Debopam Chakraborty and Anupam Saikia
Indian Institute of Technology, Indian Institute of Technology
The relative class number $H_{d}(f)$ of a real quadratic field $K=\mathbb{Q}(\sqrt{m})$ of discriminant $d$ is the ratio of class numbers of $\mathcal{O}_{f}$ and $\mathcal{O}_{K}$, where $\mathcal{O}_{K}$ denotes the ring of integers of $K$ and $\mathcal{O}_{f}$ is the order of conductor $f$ given by $\mathbb{Z}+f\mathcal{O}_{K}$. In a recent paper of A. Furness and E. A. Parker the relative class number of $\mathbb{Q}(\sqrt{m})$ has been investigated using continued fraction in the special case when $\sqrt{m}$ has a diagonal form.
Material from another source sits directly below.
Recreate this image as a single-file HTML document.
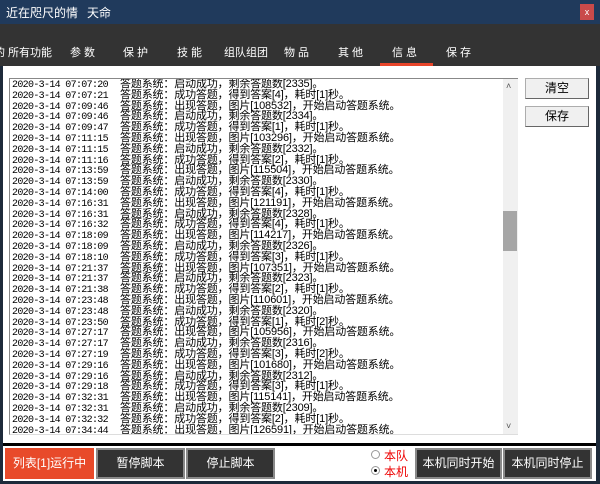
<!DOCTYPE html><html><head><meta charset="utf-8"><style>
*{margin:0;padding:0;box-sizing:border-box}
body{width:600px;height:484px;background:#1d2a3a;position:relative;overflow:hidden;font-family:"Liberation Sans","Noto Sans CJK SC",sans-serif}
.a{position:absolute}
#title{left:0;top:0;width:600px;height:24px;background:#203a5c;color:#fff;font-size:12px}
#tabs{left:0;top:24px;width:600px;height:42px;background:#333}
.tab{position:absolute;top:20px;color:#fff;font-size:11px;letter-spacing:0}
#panel{left:3px;top:66px;width:593px;height:378px;background:#fff}
#log{left:9px;top:78px;width:509px;height:357px;border:1px solid #888;border-right:none;border-bottom:1px solid #ddd;background:#fff;overflow:hidden}
.l{position:absolute;left:2px;height:11px;font-size:11px;line-height:11px;white-space:nowrap;color:#000}
.d{position:absolute;left:0;font-family:"Liberation Mono",monospace;font-size:10px;letter-spacing:-0.67px}
.m{position:absolute;left:108px;top:-1px;font-family:"Liberation Sans","Noto Sans CJK SC",sans-serif;font-size:11px;letter-spacing:-0.15px}
#sb{left:503px;top:79px;width:15px;height:355px;background:#f0f0f0}
.wb{position:absolute;left:525px;width:64px;height:21px;background:#f0f0f0;border:1px solid #adadad;border-right-color:#666;border-bottom-color:#666;font-size:12px;text-align:center;line-height:19px}
#bot{left:3px;top:443px;width:593px;height:3px;background:#000}
#bar{left:3px;top:446px;width:593px;height:35px;background:#fff}
.bb{position:absolute;top:448px;height:31px;background:#333;color:#fff;font-size:12px;text-align:center;line-height:27px;border:2px solid #8a8a8a}
</style></head><body>
<div class="a" id="title"><span class="a" style="left:6px;top:4px">近在咫尺的情</span><span class="a" style="left:87px;top:4px">天命</span>
<div class="a" style="left:580px;top:4px;width:14px;height:16px;background:#c94a4a;color:#fff;font-size:9px;text-align:center;line-height:16px">x</div></div>
<div class="a" id="tabs">
<span class="tab" style="left:-6px">的</span><span class="tab" style="left:8px">所有功能</span><span class="tab" style="left:70px">参 数</span><span class="tab" style="left:123px">保 护</span><span class="tab" style="left:177px">技 能</span><span class="tab" style="left:224px">组队组团</span><span class="tab" style="left:284px">物 品</span><span class="tab" style="left:338px">其 他</span><span class="tab" style="left:392px">信 息</span><span class="tab" style="left:446px">保 存</span>
<div class="a" style="left:380px;top:39px;width:53px;height:3px;background:#e8452a"></div></div>
<div class="a" id="panel"></div>
<div class="a" id="log">
<div class="l" style="top:1px"><span class="d">2020-3-14 07:07:20</span><span class="m">答题系统：启动成功，剩余答题数[2335]。</span></div>
<div class="l" style="top:12px"><span class="d">2020-3-14 07:07:21</span><span class="m">答题系统：成功答题，得到答案[4]，耗时[1]秒。</span></div>
<div class="l" style="top:23px"><span class="d">2020-3-14 07:09:46</span><span class="m">答题系统：出现答题，图片[108532]，开始启动答题系统。</span></div>
<div class="l" style="top:33px"><span class="d">2020-3-14 07:09:46</span><span class="m">答题系统：启动成功，剩余答题数[2334]。</span></div>
<div class="l" style="top:44px"><span class="d">2020-3-14 07:09:47</span><span class="m">答题系统：成功答题，得到答案[1]，耗时[1]秒。</span></div>
<div class="l" style="top:55px"><span class="d">2020-3-14 07:11:15</span><span class="m">答题系统：出现答题，图片[103296]，开始启动答题系统。</span></div>
<div class="l" style="top:66px"><span class="d">2020-3-14 07:11:15</span><span class="m">答题系统：启动成功，剩余答题数[2332]。</span></div>
<div class="l" style="top:77px"><span class="d">2020-3-14 07:11:16</span><span class="m">答题系统：成功答题，得到答案[2]，耗时[1]秒。</span></div>
<div class="l" style="top:87px"><span class="d">2020-3-14 07:13:59</span><span class="m">答题系统：出现答题，图片[115504]，开始启动答题系统。</span></div>
<div class="l" style="top:98px"><span class="d">2020-3-14 07:13:59</span><span class="m">答题系统：启动成功，剩余答题数[2330]。</span></div>
<div class="l" style="top:109px"><span class="d">2020-3-14 07:14:00</span><span class="m">答题系统：成功答题，得到答案[4]，耗时[1]秒。</span></div>
<div class="l" style="top:120px"><span class="d">2020-3-14 07:16:31</span><span class="m">答题系统：出现答题，图片[121191]，开始启动答题系统。</span></div>
<div class="l" style="top:131px"><span class="d">2020-3-14 07:16:31</span><span class="m">答题系统：启动成功，剩余答题数[2328]。</span></div>
<div class="l" style="top:141px"><span class="d">2020-3-14 07:16:32</span><span class="m">答题系统：成功答题，得到答案[4]，耗时[1]秒。</span></div>
<div class="l" style="top:152px"><span class="d">2020-3-14 07:18:09</span><span class="m">答题系统：出现答题，图片[114217]，开始启动答题系统。</span></div>
<div class="l" style="top:163px"><span class="d">2020-3-14 07:18:09</span><span class="m">答题系统：启动成功，剩余答题数[2326]。</span></div>
<div class="l" style="top:174px"><span class="d">2020-3-14 07:18:10</span><span class="m">答题系统：成功答题，得到答案[3]，耗时[1]秒。</span></div>
<div class="l" style="top:185px"><span class="d">2020-3-14 07:21:37</span><span class="m">答题系统：出现答题，图片[107351]，开始启动答题系统。</span></div>
<div class="l" style="top:195px"><span class="d">2020-3-14 07:21:37</span><span class="m">答题系统：启动成功，剩余答题数[2323]。</span></div>
<div class="l" style="top:206px"><span class="d">2020-3-14 07:21:38</span><span class="m">答题系统：成功答题，得到答案[2]，耗时[1]秒。</span></div>
<div class="l" style="top:217px"><span class="d">2020-3-14 07:23:48</span><span class="m">答题系统：出现答题，图片[110601]，开始启动答题系统。</span></div>
<div class="l" style="top:228px"><span class="d">2020-3-14 07:23:48</span><span class="m">答题系统：启动成功，剩余答题数[2320]。</span></div>
<div class="l" style="top:239px"><span class="d">2020-3-14 07:23:50</span><span class="m">答题系统：成功答题，得到答案[1]，耗时[2]秒。</span></div>
<div class="l" style="top:249px"><span class="d">2020-3-14 07:27:17</span><span class="m">答题系统：出现答题，图片[105956]，开始启动答题系统。</span></div>
<div class="l" style="top:260px"><span class="d">2020-3-14 07:27:17</span><span class="m">答题系统：启动成功，剩余答题数[2316]。</span></div>
<div class="l" style="top:271px"><span class="d">2020-3-14 07:27:19</span><span class="m">答题系统：成功答题，得到答案[3]，耗时[2]秒。</span></div>
<div class="l" style="top:282px"><span class="d">2020-3-14 07:29:16</span><span class="m">答题系统：出现答题，图片[101680]，开始启动答题系统。</span></div>
<div class="l" style="top:293px"><span class="d">2020-3-14 07:29:16</span><span class="m">答题系统：启动成功，剩余答题数[2312]。</span></div>
<div class="l" style="top:303px"><span class="d">2020-3-14 07:29:18</span><span class="m">答题系统：成功答题，得到答案[3]，耗时[1]秒。</span></div>
<div class="l" style="top:314px"><span class="d">2020-3-14 07:32:31</span><span class="m">答题系统：出现答题，图片[115141]，开始启动答题系统。</span></div>
<div class="l" style="top:325px"><span class="d">2020-3-14 07:32:31</span><span class="m">答题系统：启动成功，剩余答题数[2309]。</span></div>
<div class="l" style="top:336px"><span class="d">2020-3-14 07:32:32</span><span class="m">答题系统：成功答题，得到答案[2]，耗时[1]秒。</span></div>
<div class="l" style="top:347px"><span class="d">2020-3-14 07:34:44</span><span class="m">答题系统：出现答题，图片[126591]，开始启动答题系统。</span></div>
</div>
<div class="a" id="sb"><div class="a" style="left:3px;top:2px;font-size:9px;color:#555">˄</div><div class="a" style="left:0;top:132px;width:14px;height:40px;background:#a6a6a6"></div><div class="a" style="left:3px;top:342px;font-size:9px;color:#555">˅</div></div>
<div class="wb" style="top:78px">清空</div>
<div class="wb" style="top:106px">保存</div>
<div class="a" id="bot"></div>
<div class="a" id="bar"></div>
<div class="bb" style="left:5px;width:89px;background:#e84a2a;border-color:#e84a2a">列表[1]运行中</div>
<div class="bb" style="left:96px;width:89px">暂停脚本</div>
<div class="bb" style="left:186px;width:89px">停止脚本</div>
<div class="a" style="left:371px;top:450px;width:9px;height:9px;border:1px solid #999;border-radius:50%;background:#fff"></div>
<div class="a" style="left:384px;top:447px;color:#e00;font-size:12px">本队</div>
<div class="a" style="left:371px;top:466px;width:9px;height:9px;border:1px solid #999;border-radius:50%;background:#fff"><div class="a" style="left:2px;top:2px;width:3px;height:3px;background:#000;border-radius:50%"></div></div>
<div class="a" style="left:384px;top:463px;color:#e00;font-size:12px">本机</div>
<div class="bb" style="left:415px;width:87px">本机同时开始</div>
<div class="bb" style="left:503px;width:89px">本机同时停止</div>
</body></html>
Here, we extend their result and show that there exists a conductor $f$ of relative class number $1$ when the continued fraction of $\sqrt{m}$ is non-diagonal of period $4$ or $5$. We also show that there exist infinitely many real quadratic fields with any power of $2$ as relative class number if there are infinitely many Mersenne primes.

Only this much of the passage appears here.